● **Exercise task**
Drop every picture and give the entries back exactly.

:: Material

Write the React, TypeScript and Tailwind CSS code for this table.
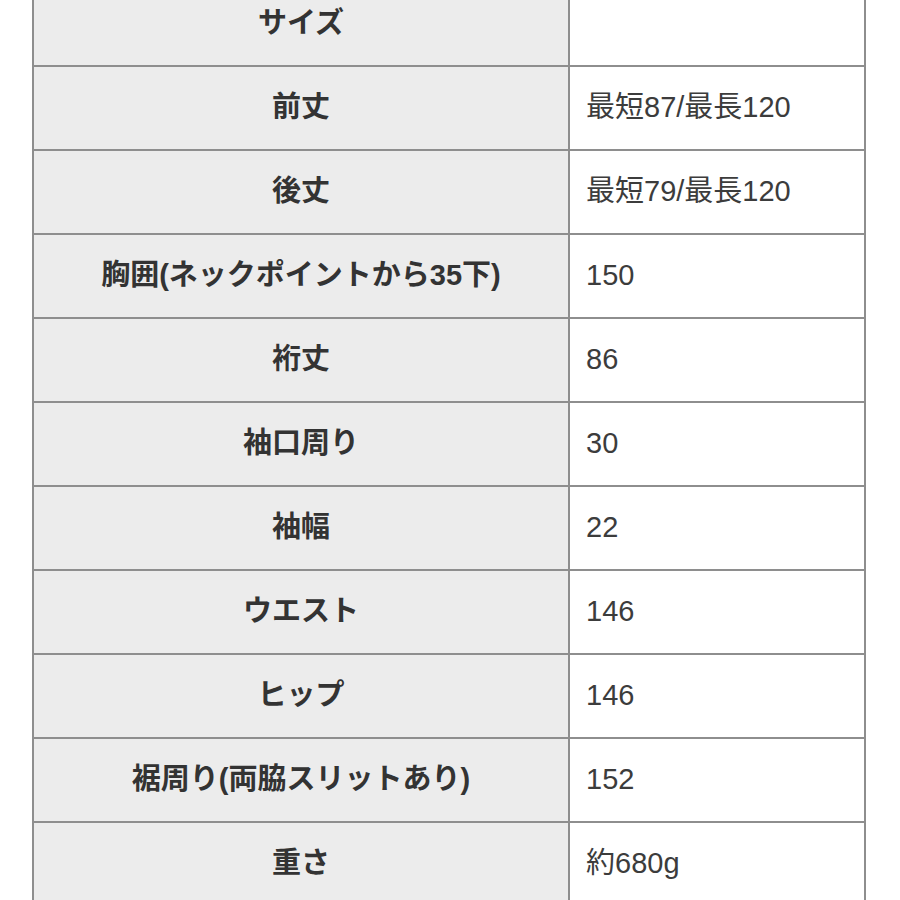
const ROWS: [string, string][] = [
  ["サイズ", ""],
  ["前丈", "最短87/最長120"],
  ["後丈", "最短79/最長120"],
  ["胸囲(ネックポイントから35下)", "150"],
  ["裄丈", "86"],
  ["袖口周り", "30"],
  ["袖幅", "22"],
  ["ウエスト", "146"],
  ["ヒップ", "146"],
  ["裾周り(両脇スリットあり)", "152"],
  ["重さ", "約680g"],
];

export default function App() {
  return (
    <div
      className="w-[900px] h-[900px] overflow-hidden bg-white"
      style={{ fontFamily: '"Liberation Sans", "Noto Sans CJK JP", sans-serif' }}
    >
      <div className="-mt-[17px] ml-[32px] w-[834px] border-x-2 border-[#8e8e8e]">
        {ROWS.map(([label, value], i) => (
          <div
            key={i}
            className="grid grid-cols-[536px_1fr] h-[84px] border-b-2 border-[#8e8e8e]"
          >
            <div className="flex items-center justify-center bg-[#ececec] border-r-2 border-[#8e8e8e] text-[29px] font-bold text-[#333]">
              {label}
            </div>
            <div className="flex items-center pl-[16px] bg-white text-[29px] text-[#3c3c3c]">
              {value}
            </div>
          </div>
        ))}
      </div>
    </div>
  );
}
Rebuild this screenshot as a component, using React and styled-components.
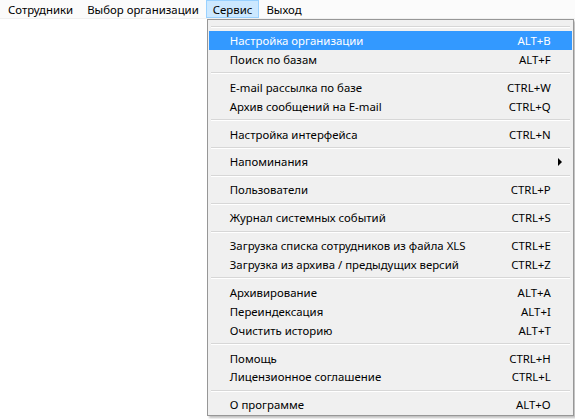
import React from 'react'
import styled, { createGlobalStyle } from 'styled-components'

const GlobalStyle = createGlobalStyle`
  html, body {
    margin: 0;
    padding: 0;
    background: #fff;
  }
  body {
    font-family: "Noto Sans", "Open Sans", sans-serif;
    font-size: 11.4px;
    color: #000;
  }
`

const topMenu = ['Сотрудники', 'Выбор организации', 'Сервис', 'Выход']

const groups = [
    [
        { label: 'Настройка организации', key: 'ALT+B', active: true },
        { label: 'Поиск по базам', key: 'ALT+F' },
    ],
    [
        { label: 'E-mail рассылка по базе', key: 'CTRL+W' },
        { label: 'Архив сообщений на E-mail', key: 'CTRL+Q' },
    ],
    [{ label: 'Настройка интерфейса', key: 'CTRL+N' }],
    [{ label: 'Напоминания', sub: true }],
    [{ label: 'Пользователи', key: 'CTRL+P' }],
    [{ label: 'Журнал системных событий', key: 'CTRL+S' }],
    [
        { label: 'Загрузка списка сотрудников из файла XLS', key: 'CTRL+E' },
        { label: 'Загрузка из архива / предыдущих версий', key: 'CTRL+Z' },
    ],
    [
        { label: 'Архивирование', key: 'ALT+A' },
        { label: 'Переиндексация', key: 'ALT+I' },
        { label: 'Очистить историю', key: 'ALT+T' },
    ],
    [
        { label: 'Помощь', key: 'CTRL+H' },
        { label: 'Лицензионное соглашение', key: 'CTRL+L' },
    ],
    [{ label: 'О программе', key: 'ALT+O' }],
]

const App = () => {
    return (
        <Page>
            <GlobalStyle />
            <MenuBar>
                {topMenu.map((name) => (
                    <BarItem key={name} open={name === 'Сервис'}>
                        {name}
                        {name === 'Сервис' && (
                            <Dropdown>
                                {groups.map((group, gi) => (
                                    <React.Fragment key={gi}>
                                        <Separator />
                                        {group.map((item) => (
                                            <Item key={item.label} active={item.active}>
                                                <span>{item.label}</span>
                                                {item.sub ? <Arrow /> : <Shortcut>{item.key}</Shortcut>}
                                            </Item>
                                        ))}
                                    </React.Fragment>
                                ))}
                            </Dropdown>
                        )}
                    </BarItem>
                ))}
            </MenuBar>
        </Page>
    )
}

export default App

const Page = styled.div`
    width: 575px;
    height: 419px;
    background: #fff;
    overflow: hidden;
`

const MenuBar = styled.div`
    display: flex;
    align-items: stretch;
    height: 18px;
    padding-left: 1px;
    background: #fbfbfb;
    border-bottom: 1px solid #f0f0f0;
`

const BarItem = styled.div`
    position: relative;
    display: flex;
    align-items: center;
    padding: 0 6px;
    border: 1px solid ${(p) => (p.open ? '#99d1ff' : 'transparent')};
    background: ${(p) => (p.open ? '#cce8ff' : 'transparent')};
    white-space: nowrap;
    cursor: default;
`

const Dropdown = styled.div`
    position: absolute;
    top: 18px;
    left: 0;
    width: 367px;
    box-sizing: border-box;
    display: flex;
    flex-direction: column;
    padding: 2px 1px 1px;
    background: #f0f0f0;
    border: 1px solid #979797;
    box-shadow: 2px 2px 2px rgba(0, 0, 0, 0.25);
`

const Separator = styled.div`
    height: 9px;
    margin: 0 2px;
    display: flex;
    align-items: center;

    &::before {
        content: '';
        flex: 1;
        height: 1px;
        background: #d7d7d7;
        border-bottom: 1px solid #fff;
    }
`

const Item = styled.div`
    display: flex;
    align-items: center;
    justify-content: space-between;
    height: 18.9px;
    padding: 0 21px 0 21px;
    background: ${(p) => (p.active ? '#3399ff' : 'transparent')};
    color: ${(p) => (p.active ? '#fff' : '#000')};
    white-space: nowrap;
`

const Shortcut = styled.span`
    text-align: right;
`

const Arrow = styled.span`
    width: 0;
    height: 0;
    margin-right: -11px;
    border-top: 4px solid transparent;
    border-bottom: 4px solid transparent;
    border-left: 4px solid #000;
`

::::

● **Response to the exercise**
Write the React, TypeScript and Tailwind CSS code for this table.
const ROWS: [string, string][] = [
  ["サイズ", ""],
  ["前丈", "最短87/最長120"],
  ["後丈", "最短79/最長120"],
  ["胸囲(ネックポイントから35下)", "150"],
  ["裄丈", "86"],
  ["袖口周り", "30"],
  ["袖幅", "22"],
  ["ウエスト", "146"],
  ["ヒップ", "146"],
  ["裾周り(両脇スリットあり)", "152"],
  ["重さ", "約680g"],
];

export default function App() {
  return (
    <div
      className="w-[900px] h-[900px] overflow-hidden bg-white"
      style={{ fontFamily: '"Liberation Sans", "Noto Sans CJK JP", sans-serif' }}
    >
      <div className="-mt-[17px] ml-[32px] w-[834px] border-x-2 border-[#8e8e8e]">
        {ROWS.map(([label, value], i) => (
          <div
            key={i}
            className="grid grid-cols-[536px_1fr] h-[84px] border-b-2 border-[#8e8e8e]"
          >
            <div className="flex items-center justify-center bg-[#ececec] border-r-2 border-[#8e8e8e] text-[29px] font-bold text-[#333]">
              {label}
            </div>
            <div className="flex items-center pl-[16px] bg-white text-[29px] text-[#3c3c3c]">
              {value}
            </div>
          </div>
        ))}
      </div>
    </div>
  );
}
Rebuild this screenshot as a component, using React and styled-components.
import React from 'react'
import styled, { createGlobalStyle } from 'styled-components'

const GlobalStyle = createGlobalStyle`
  html, body {
    margin: 0;
    padding: 0;
    background: #fff;
  }
  body {
    font-family: "Noto Sans", "Open Sans", sans-serif;
    font-size: 11.4px;
    color: #000;
  }
`

const topMenu = ['Сотрудники', 'Выбор организации', 'Сервис', 'Выход']

const groups = [
    [
        { label: 'Настройка организации', key: 'ALT+B', active: true },
        { label: 'Поиск по базам', key: 'ALT+F' },
    ],
    [
        { label: 'E-mail рассылка по базе', key: 'CTRL+W' },
        { label: 'Архив сообщений на E-mail', key: 'CTRL+Q' },
    ],
    [{ label: 'Настройка интерфейса', key: 'CTRL+N' }],
    [{ label: 'Напоминания', sub: true }],
    [{ label: 'Пользователи', key: 'CTRL+P' }],
    [{ label: 'Журнал системных событий', key: 'CTRL+S' }],
    [
        { label: 'Загрузка списка сотрудников из файла XLS', key: 'CTRL+E' },
        { label: 'Загрузка из архива / предыдущих версий', key: 'CTRL+Z' },
    ],
    [
        { label: 'Архивирование', key: 'ALT+A' },
        { label: 'Переиндексация', key: 'ALT+I' },
        { label: 'Очистить историю', key: 'ALT+T' },
    ],
    [
        { label: 'Помощь', key: 'CTRL+H' },
        { label: 'Лицензионное соглашение', key: 'CTRL+L' },
    ],
    [{ label: 'О программе', key: 'ALT+O' }],
]

const App = () => {
    return (
        <Page>
            <GlobalStyle />
            <MenuBar>
                {topMenu.map((name) => (
                    <BarItem key={name} open={name === 'Сервис'}>
                        {name}
                        {name === 'Сервис' && (
                            <Dropdown>
                                {groups.map((group, gi) => (
                                    <React.Fragment key={gi}>
                                        <Separator />
                                        {group.map((item) => (
                                            <Item key={item.label} active={item.active}>
                                                <span>{item.label}</span>
                                                {item.sub ? <Arrow /> : <Shortcut>{item.key}</Shortcut>}
                                            </Item>
                                        ))}
                                    </React.Fragment>
                                ))}
                            </Dropdown>
                        )}
                    </BarItem>
                ))}
            </MenuBar>
        </Page>
    )
}

export default App

const Page = styled.div`
    width: 575px;
    height: 419px;
    background: #fff;
    overflow: hidden;
`

const MenuBar = styled.div`
    display: flex;
    align-items: stretch;
    height: 18px;
    padding-left: 1px;
    background: #fbfbfb;
    border-bottom: 1px solid #f0f0f0;
`

const BarItem = styled.div`
    position: relative;
    display: flex;
    align-items: center;
    padding: 0 6px;
    border: 1px solid ${(p) => (p.open ? '#99d1ff' : 'transparent')};
    background: ${(p) => (p.open ? '#cce8ff' : 'transparent')};
    white-space: nowrap;
    cursor: default;
`

const Dropdown = styled.div`
    position: absolute;
    top: 18px;
    left: 0;
    width: 367px;
    box-sizing: border-box;
    display: flex;
    flex-direction: column;
    padding: 2px 1px 1px;
    background: #f0f0f0;
    border: 1px solid #979797;
    box-shadow: 2px 2px 2px rgba(0, 0, 0, 0.25);
`

const Separator = styled.div`
    height: 9px;
    margin: 0 2px;
    display: flex;
    align-items: center;

    &::before {
        content: '';
        flex: 1;
        height: 1px;
        background: #d7d7d7;
        border-bottom: 1px solid #fff;
    }
`

const Item = styled.div`
    display: flex;
    align-items: center;
    justify-content: space-between;
    height: 18.9px;
    padding: 0 21px 0 21px;
    background: ${(p) => (p.active ? '#3399ff' : 'transparent')};
    color: ${(p) => (p.active ? '#fff' : '#000')};
    white-space: nowrap;
`

const Shortcut = styled.span`
    text-align: right;
`

const Arrow = styled.span`
    width: 0;
    height: 0;
    margin-right: -11px;
    border-top: 4px solid transparent;
    border-bottom: 4px solid transparent;
    border-left: 4px solid #000;
`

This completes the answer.